Below is an example of an increase in processing duration correlated to the deployment of a new version. The deployment of a new version automatically triggers an ops-note that can then be displayed on graphs and dashboards. In this example, this functionality facilitates the correlation between latency increase and service deployment.

An increase in processing duration correlated to the deployment of a new version. The deployment of a new version automatically triggers an ops-note that can then be displayed on graphs and dashboards. In this example, this functionality facilitates the correlation between latency increase and service deployment.

How to Track Anomalies

All of our microservices are monitored with LogicMonitor. Here is an example of Anomaly Detection for the pipeline latencies 95 percentile. LogicMonitor dynamically figures out the normal operating values and creates a band of expected values. It is then possible to define alerts when values fall outside the generated band.
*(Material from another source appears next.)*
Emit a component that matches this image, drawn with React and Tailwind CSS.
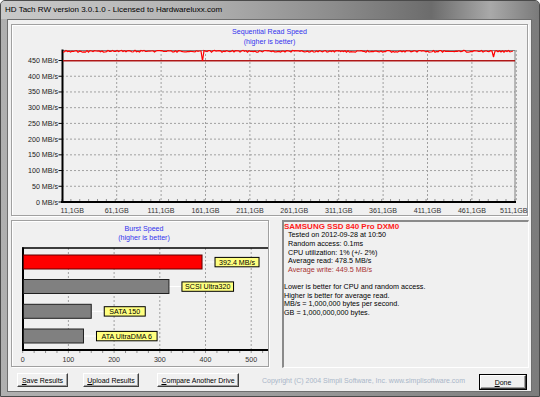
import React from "react"

const rand = (n) => {
  const s = Math.sin(n * 12.9898 + 78.233) * 43758.5453
  return s - Math.floor(s)
}

// read trace of the sequential chart, page coordinates
const readPoints = (() => {
  const pts = []
  for (let x = 63; x <= 514; x += 1.5) {
    let y = 51.3 + (rand(x) - 0.5) * 1.8
    if (x > 200 && x < 204) y = x > 202 && x < 203.6 ? 61 : 51
    if (x > 491 && x < 495) y = x > 492.5 && x < 494.2 ? 57 : 51
    pts.push(`${x.toFixed(1)},${y.toFixed(1)}`)
  }
  return pts.join(" ")
})()

const yVal = (v) => 202 - v * 0.3144
const xTicks = [0, 1, 2, 3, 4, 5, 6, 7, 8, 9, 10]

function SeqChart() {
  return (
    <svg width="516" height="168" viewBox="12 47 516 168" overflow="visible" className="block overflow-visible">
      {[50, 100, 150, 200, 250, 300, 350, 400, 450].map(v => (
        <line key={v} x1="62" x2="515" y1={yVal(v)} y2={yVal(v)} stroke="#a0a0a0" strokeDasharray="2 2" />
      ))}
      {xTicks.slice(1).map(k => (
        <line key={k} x1={72.3 + 44.4 * k} x2={72.3 + 44.4 * k} y1="50" y2="202" stroke="#a0a0a0" strokeDasharray="2 2" />
      ))}
      {Array.from({ length: 52 }).map((_, i) => (
        <line key={i} x1={62 + i * 8.88} x2={62 + i * 8.88} y1="199" y2="201" stroke="#909090" />
      ))}
      <line x1="62" x2="515" y1="50.5" y2="50.5" stroke="#808080" />
      <line x1="515" x2="515" y1="50" y2="202" stroke="#808080" />
      <line x1="62.5" x2="62.5" y1="49.5" y2="203" stroke="#000" strokeWidth="2" />
      <line x1="61" x2="516" y1="202" y2="202" stroke="#000" strokeWidth="2" />
      {[0, 50, 100, 150, 200, 250, 300, 350, 400, 450].map(v => (
        <g key={v}>
          <line x1="58.5" x2="62" y1={yVal(v)} y2={yVal(v)} stroke="#000" />
          <text x="58" y={yVal(v) + 2.5} textAnchor="end" fontSize="7.1" fill="#1a1a1a">
            {v} MB/s
          </text>
        </g>
      ))}
      {xTicks.map(k => (
        <text key={k} x={k === 10 ? 527.5 : 72.3 + 44.4 * k} y="212.6" textAnchor={k === 10 ? "end" : "middle"} fontSize="7.1" fill="#333">
          {11 + 50 * k},1GB
        </text>
      ))}
      <line x1="63" x2="515" y1="60.7" y2="60.7" stroke="#b01818" strokeWidth="1.5" />
      <polyline points={readPoints} fill="none" stroke="#ff0000" strokeWidth="1.2" />
    </svg>
  )
}

const bars = [
  { v: 392.4, y: 255, fill: "#ff0000", edge: "#600000", label: "392.4 MB/s", w: 44 },
  { v: 320, y: 279.5, fill: "#808080", edge: "#202020", label: "SCSI Ultra320", w: 51.6 },
  { v: 150, y: 304.3, fill: "#808080", edge: "#202020", label: "SATA 150", w: 41 },
  { v: 133, y: 329, fill: "#808080", edge: "#202020", label: "ATA UltraDMA 6", w: 60.6 }
]

function BurstChart() {
  const bx = (v) => 22.7 + v * 0.457
  return (
    <svg width="256" height="123" viewBox="12 243 256 123" className="block">
      {[1, 2, 3, 4, 5].map(k => (
        <line key={k} x1={22.7 + 45.7 * k} x2={22.7 + 45.7 * k} y1="248" y2="350" stroke="#a0a0a0" strokeDasharray="2 2" />
      ))}
      {Array.from({ length: 22 }).map((_, i) => (
        <line key={i} x1={22.7 + i * 11.425} x2={22.7 + i * 11.425} y1="351" y2="353" stroke="#909090" />
      ))}
      <line x1="22" x2="268" y1="248" y2="248" stroke="#000" strokeWidth="1.5" />
      <line x1="23" x2="23" y1="247.5" y2="351" stroke="#000" strokeWidth="2" />
      <line x1="22" x2="268" y1="350" y2="350" stroke="#000" strokeWidth="2" />
      {[0, 1, 2, 3, 4, 5].map(k => (
        <text key={k} x={22.7 + 45.7 * k} y="361.6" textAnchor="middle" fontSize="7.1" fill="#333">
          {k * 100}
        </text>
      ))}
      {bars.map(b => {
        const end = bx(b.v)
        const cy = b.y + 7
        return (
          <g key={b.label}>
            <line x1={end} x2={end + 13} y1={cy} y2={cy} stroke="#ffffff" />
            <rect x="23.5" y={b.y} width={end - 23.5} height="14" fill={b.fill} stroke={b.edge} />
            <rect x={end + 13} y={cy - 4.6} width={b.w} height="9.4" fill="#ffff80" stroke="#000" />
            <text x={end + 13 + b.w / 2} y={cy + 2.5} textAnchor="middle" fontSize="7.1" fill="#000">
              {b.label}
            </text>
          </g>
        )
      })}
    </svg>
  )
}

function WinButton({ children, className = "" }) {
  return (
    <button className={`h-[14px] flex items-center justify-center bg-[#f0f0f0] border border-t-white border-l-white border-r-[#404040] border-b-[#404040] shadow-[inset_-1px_-1px_0_#a0a0a0] text-[7px] leading-none text-black ${className}`}>
      {children}
    </button>
  )
}

export default function App() {
  return (
    <div className="w-[540px] h-[397px] flex flex-col bg-[#a2a2a2] border border-[#4a4a4a] rounded-t-[5px] overflow-hidden font-[family-name:Liberation_Sans,Arial,sans-serif]">
      <div className="h-[18px] shrink-0 flex items-center pl-[4px] bg-[linear-gradient(90deg,#c9c9c9_0%,#b4b4b4_35%,#8c8c8c_62%,#6c6c6c_80%,#a9a9a9_91%,#7a7a7a_100%)]">
        <span className="text-[8px] text-black leading-none">
          HD Tach RW version 3.0.1.0 - Licensed to Hardwareluxx.com
        </span>
      </div>

      <div className="flex-1 flex flex-col pl-[6px] pr-[7px] pb-[4px] bg-[linear-gradient(90deg,#b0b0b0_0%,#9d9d9d_50%,#7c7c7c_100%)]">
        <div className="flex-1 flex flex-col bg-[#f0f0f0] border border-[#6e6e6e] pt-[4px]">
          <div className="mx-[3px] h-[192px] shrink-0 flex flex-col border border-[#a0a0a0] shadow-[inset_1px_1px_0_#ffffff,1px_1px_0_#ffffff]">
            <div className="pt-[2px] text-center text-[7.1px] leading-[10px] text-[#3333ee]">
              <div>Sequential Read Speed</div>
              <div>(higher is better)</div>
            </div>
            <SeqChart />
          </div>

          <div className="mt-[4px] flex items-start">
            <div className="ml-[3px] w-[258px] h-[147px] flex flex-col border border-[#a0a0a0] shadow-[inset_1px_1px_0_#ffffff,1px_1px_0_#ffffff] overflow-hidden">
              <div className="pt-[4px] pl-[8px] text-center text-[7.1px] leading-[9px] text-[#3333ee]">
                <div>Burst Speed</div>
                <div>(higher is better)</div>
              </div>
              <BurstChart />
            </div>

            <div className="ml-[13px] w-[247px] h-[148px] border-t-2 border-l-2 border-r border-b border-t-[#8a8a8a] border-l-[#8a8a8a] border-r-white border-b-white text-[7.2px] leading-[8.6px] text-black">
              <div className="text-[8px] leading-[9.4px] font-bold text-[#ff1a1a]">SAMSUNG SSD 840 Pro DXM0</div>
              <div className="pl-[4px]">
                <div>Tested on 2012-09-28 at 10:50</div>
                <div>Random access: 0.1ms</div>
                <div>CPU utilization: 1% (+/- 2%)</div>
                <div>Average read: 478.5 MB/s</div>
                <div className="text-[#a83232]">Average write: 449.5 MB/s</div>
              </div>
              <div className="h-[8.6px]" />
              <div>Lower is better for CPU and random access.</div>
              <div>Higher is better for average read.</div>
              <div>MB/s = 1,000,000 bytes per second.</div>
              <div>GB = 1,000,000,000 bytes.</div>
            </div>
          </div>

          <div className="mt-[5px] flex items-start pl-[9px] pr-[4px]">
            <WinButton className="w-[51px]"><span><span className="underline">S</span>ave Results</span></WinButton>
            <WinButton className="w-[56px] ml-[15px]"><span><span className="underline">U</span>pload Results</span></WinButton>
            <WinButton className="w-[82px] ml-[18px]"><span><span className="underline">C</span>ompare Another Drive</span></WinButton>
            <span className="ml-[23px] mt-[4px] text-[7px] leading-none text-[#a9b6c8] whitespace-nowrap">
              Copyright (C) 2004 Simpli Software, Inc. www.simplisoftware.com
            </span>
            <div className="ml-auto mt-[1px] border border-black">
              <WinButton className="w-[46px] h-[13px]"><span><span className="underline">D</span>one</span></WinButton>
            </div>
          </div>
        </div>
      </div>
    </div>
  )
}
An example of Anomaly Detection for the pipeline latencies 95 percentile in LogicMonitor.

As seen above, the integration of MicroMeter with Quarkus allows in conjunction with LogicMonitor a straightforward, easy, and quick way to add visibility into our microservices. This ensures that our processing pipeline provides the most value to our clients while minimizing the monitoring effort for our engineers, reducing cost, and increasing productivity.